--- Begin Entries ---
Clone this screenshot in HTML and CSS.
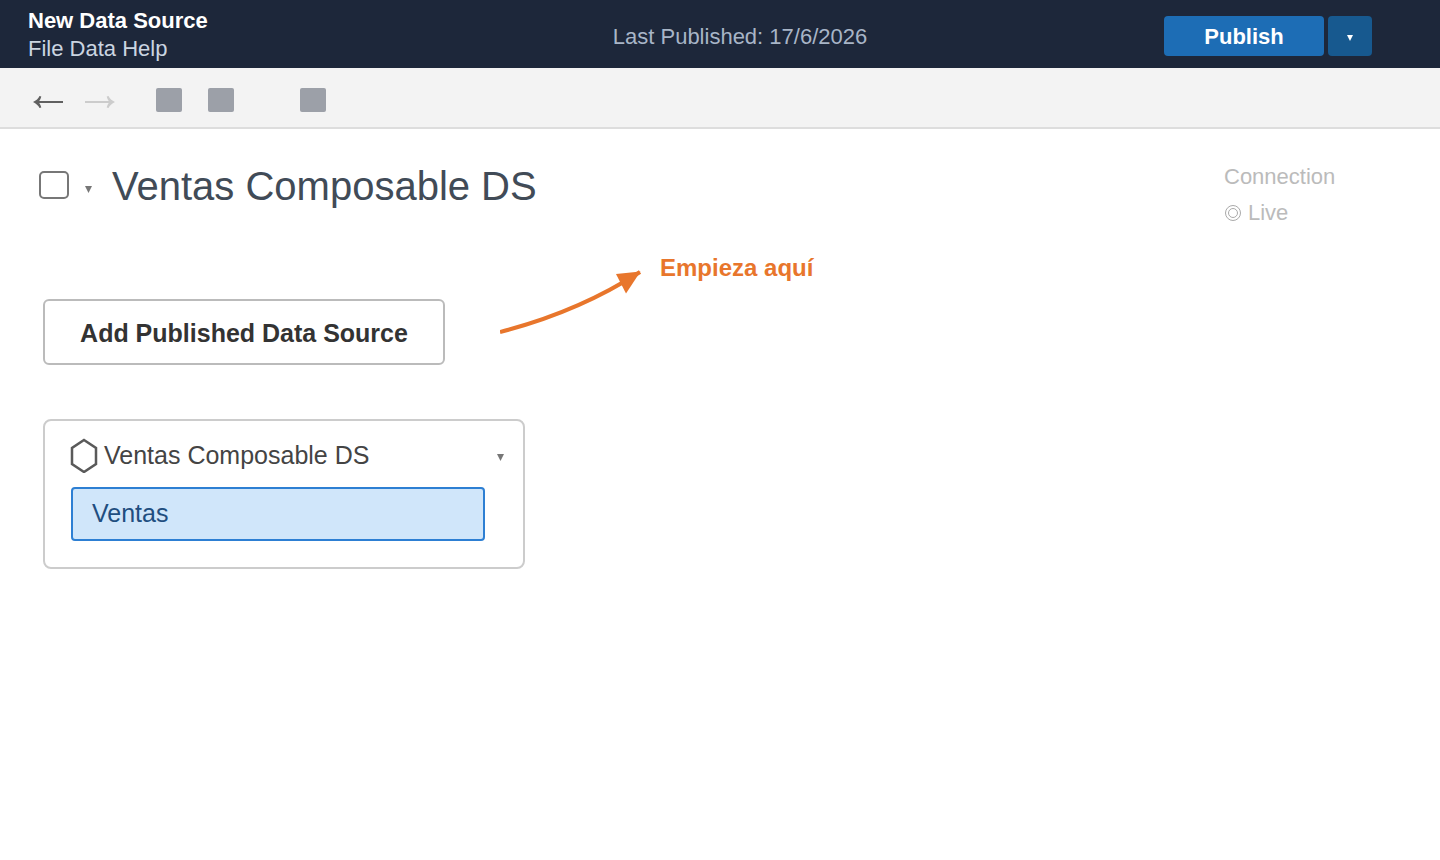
FILE: index.html
```html
<!DOCTYPE html>
<html lang="es">
<head>
    <meta charset="UTF-8">
    <meta name="viewport" content="width=device-width, initial-scale=1.0">
    <title>New Data Source</title>
    <link rel="stylesheet" href="styles.css">
</head>
<body>
    <header class="topbar">
        <div class="topbar-left">
            <div class="topbar-title">New Data Source</div>
            <nav class="menu">
                <a href="#">File</a> <a href="#">Data</a> <a href="#">Help</a>
            </nav>
        </div>
        <div class="published">Last Published: 17/6/2026</div>
        <div class="publish-group">
            <button type="button" class="publish-btn">Publish</button>
            <button type="button" class="publish-more" aria-label="Publish options">
                <svg class="caret caret-small" viewBox="0 0 7 7"><path d="M0 0h7L3.5 7z"/></svg>
            </button>
        </div>
    </header>

    <div class="toolbar">
        <button type="button" class="nav-btn" aria-label="Undo">
            <svg viewBox="0 0 32 24"><path class="shaft" d="M3 14H31"/><path class="head" d="M1 14C4 12.500 6.500 10.500 7.500 8L9.300 8.500C8.800 10.500 7.800 12.500 6.500 14C7.800 15.500 8.800 17.500 9.300 19.500L7.500 20C6.500 17.500 4 15.500 1 14z"/></svg>
        </button>
        <button type="button" class="nav-btn" aria-label="Redo" disabled>
            <svg viewBox="0 0 32 24"><path class="shaft" d="M1 14H29"/><path class="head" d="M31 14C28 12.500 25.500 10.500 24.500 8L22.700 8.500C23.200 10.500 24.200 12.500 25.500 14C24.200 15.500 23.200 17.500 22.700 19.500L24.500 20C25.500 17.500 28 15.500 31 14z"/></svg>
        </button>
        <div class="tools">
            <button type="button" class="tool" aria-label="Save"></button>
            <button type="button" class="tool" aria-label="Refresh"></button>
            <button type="button" class="tool tool-apart" aria-label="New source"></button>
        </div>
    </div>

    <main class="content">
        <div class="source-head">
            <div class="source-name">
                <input type="checkbox" class="source-check" aria-label="Ventas Composable DS">
                <button type="button" class="caret-btn" aria-label="Source options">
                    <svg class="caret" viewBox="0 0 7 7"><path d="M0 0h7L3.5 7z"/></svg>
                </button>
                <h1>Ventas Composable DS</h1>
            </div>
            <fieldset class="connection">
                <legend>Connection</legend>
                <label for="live"><input type="radio" id="live" name="connection" checked>Live</label>
            </fieldset>
        </div>

        <div class="start-row">
            <button type="button" class="add-source">Add Published Data Source</button>
            <svg class="hint-arrow" viewBox="0 0 144 68">
                <path d="M0 64Q78 44 140 4" fill="none" stroke="#e8762c" stroke-width="4"/>
                <path d="M116 6L140.500 3.500L126 25.500z" fill="#e8762c"/>
            </svg>
            <strong class="hint">Empieza aquí</strong>
        </div>

        <section class="card">
            <div class="card-header">
                <svg class="hexagon" viewBox="0 0 30 36"><path d="M15 3L27 11V27L15 35L3 27V11z"/></svg>
                <h2>Ventas Composable DS</h2>
                <button type="button" class="caret-btn" aria-label="Card options">
                    <svg class="caret" viewBox="0 0 7 7"><path d="M0 0h7L3.5 7z"/></svg>
                </button>
            </div>
            <button type="button" class="table-item">Ventas</button>
        </section>
    </main>
</body>
</html>
```
FILE: styles.css
```css
* {
    box-sizing: border-box;
}
body {
    margin: 0;
    font-family: "Liberation Sans", Arial, sans-serif;
    font-size: 22px;
    background-color: #fff;
}
button {
    padding: 0;
    border: none;
    background: none;
    font-family: inherit;
    cursor: pointer;
}
h1, h2 {
    margin: 0;
    font-weight: normal;
}
.topbar {
    display: flex;
    align-items: center;
    padding: 7px 68px 5px 28px;
    background-color: #1d273a;
    line-height: 28px;
}
.topbar-left {
    width: 288px;
}
.topbar-title {
    color: #fff;
    font-weight: bold;
}
.menu a {
    color: #cbd5e1;
    text-decoration: none;
}
.published {
    flex: 1;
    padding-top: 4px;
    color: #a8b5c7;
    text-align: center;
}
.publish-group {
    display: flex;
    gap: 4px;
    padding-top: 2px;
}
.publish-btn, .publish-more {
    height: 40px;
    padding-top: 2px;
    border-radius: 4px;
    color: #fff;
}
.publish-btn {
    width: 160px;
    background-color: #1d6db5;
    font-size: 22px;
    font-weight: bold;
}
.publish-more {
    width: 44px;
    background-color: #17598f;
}
.caret {
    display: block;
    width: 7px;
    height: 7px;
    fill: currentColor;
}
.caret-small {
    width: 6px;
    height: 6px;
    margin: 2px auto 0;
}
.caret-btn {
    color: #777;
}
.toolbar {
    display: flex;
    gap: 20px;
    padding: 20px 32px 15px;
    background-color: #f3f3f3;
    border-bottom: 2px solid #ddd;
}
.nav-btn {
    width: 32px;
    height: 24px;
    color: #606060;
}
.nav-btn:disabled {
    color: #ccc;
}
.nav-btn svg {
    display: block;
    width: 32px;
    height: 24px;
}
.shaft {
    stroke: currentColor;
    stroke-width: 2;
}
.head {
    fill: currentColor;
}
.tools {
    display: flex;
    gap: 26px;
    margin-left: 20px;
}
.tool {
    width: 26px;
    height: 24px;
    border-radius: 2px;
    background-color: #9ca0a8;
}
.tool-apart {
    margin-left: 40px;
}
.content {
    padding: 30px 39px;
}
.source-head {
    display: flex;
    justify-content: space-between;
    align-items: flex-start;
}
.source-name {
    display: flex;
    align-items: center;
    padding-top: 3px;
}
.source-check {
    appearance: none;
    width: 30px;
    height: 28px;
    margin: 0 16px 2px 0;
    border: 2px solid #777;
    border-radius: 5px;
    background-color: #fff;
}
.source-name .caret-btn {
    margin: 6px 20px 0 0;
}
h1 {
    color: #414b57;
    font-size: 40px;
    line-height: 48px;
}
.connection {
    width: 177px;
    margin: 0;
    padding: 0;
    border: none;
    color: #bbb;
    line-height: 36px;
}
.connection legend {
    padding: 0;
}
.connection label {
    display: flex;
    align-items: center;
    gap: 7px;
}
.connection input {
    appearance: none;
    display: grid;
    place-items: center;
    width: 16px;
    height: 16px;
    margin: 0 0 0 1px;
    border: 1px solid #aaa;
    border-radius: 50%;
}
.connection input:checked::before {
    content: "";
    width: 10px;
    height: 10px;
    box-sizing: border-box;
    border: 1px solid #aaa;
    border-radius: 50%;
}
.start-row {
    display: flex;
    align-items: flex-start;
    margin: 25px 0 0 4px;
}
.add-source {
    width: 402px;
    height: 66px;
    margin-top: 43px;
    padding-top: 2px;
    border: 2px solid #bbb;
    border-radius: 6px;
    background-color: #fff;
    color: #333;
    font-size: 25px;
    font-weight: bold;
}
.hint-arrow {
    width: 144px;
    height: 68px;
    margin: 12px 16px 0 55px;
}
.hint {
    color: #e8762c;
    font-size: 24px;
    line-height: 24px;
}
.card {
    width: 482px;
    margin: 54px 0 0 4px;
    padding: 16px 19px 26px 24px;
    border: 2px solid #ccc;
    border-radius: 8px;
    background-color: #fff;
}
.card-header {
    display: flex;
    align-items: center;
    margin-bottom: 14px;
}
.card-header .caret-btn {
    margin-top: 4px;
}
.hexagon {
    width: 30px;
    height: 36px;
    margin-right: 5px;
    fill: none;
    stroke: #5a5a5a;
    stroke-width: 2.5;
}
h2 {
    flex: 1;
    color: #444;
    font-size: 25px;
    line-height: 36px;
}
.table-item {
    display: block;
    width: 414px;
    height: 54px;
    margin-left: 2px;
    padding: 0 19px 2px;
    border: 2px solid #2d7fd3;
    border-radius: 4px;
    background-color: #d0e6fa;
    color: #1f4e80;
    font-size: 25px;
    text-align: left;
}
```
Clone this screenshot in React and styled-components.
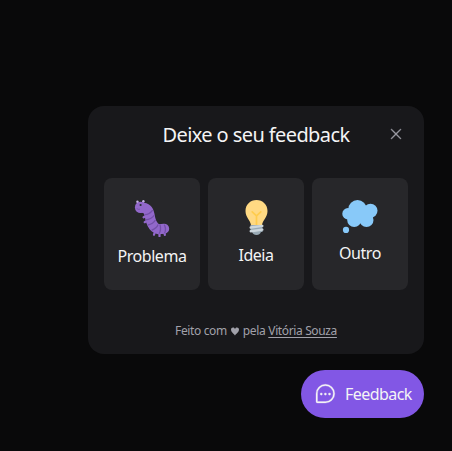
--- End Entries ---
• Task to carry out
Pick out each line in the material containing "screenshot".

• Response
Clone this screenshot in HTML and CSS.
Clone this screenshot in React and styled-components.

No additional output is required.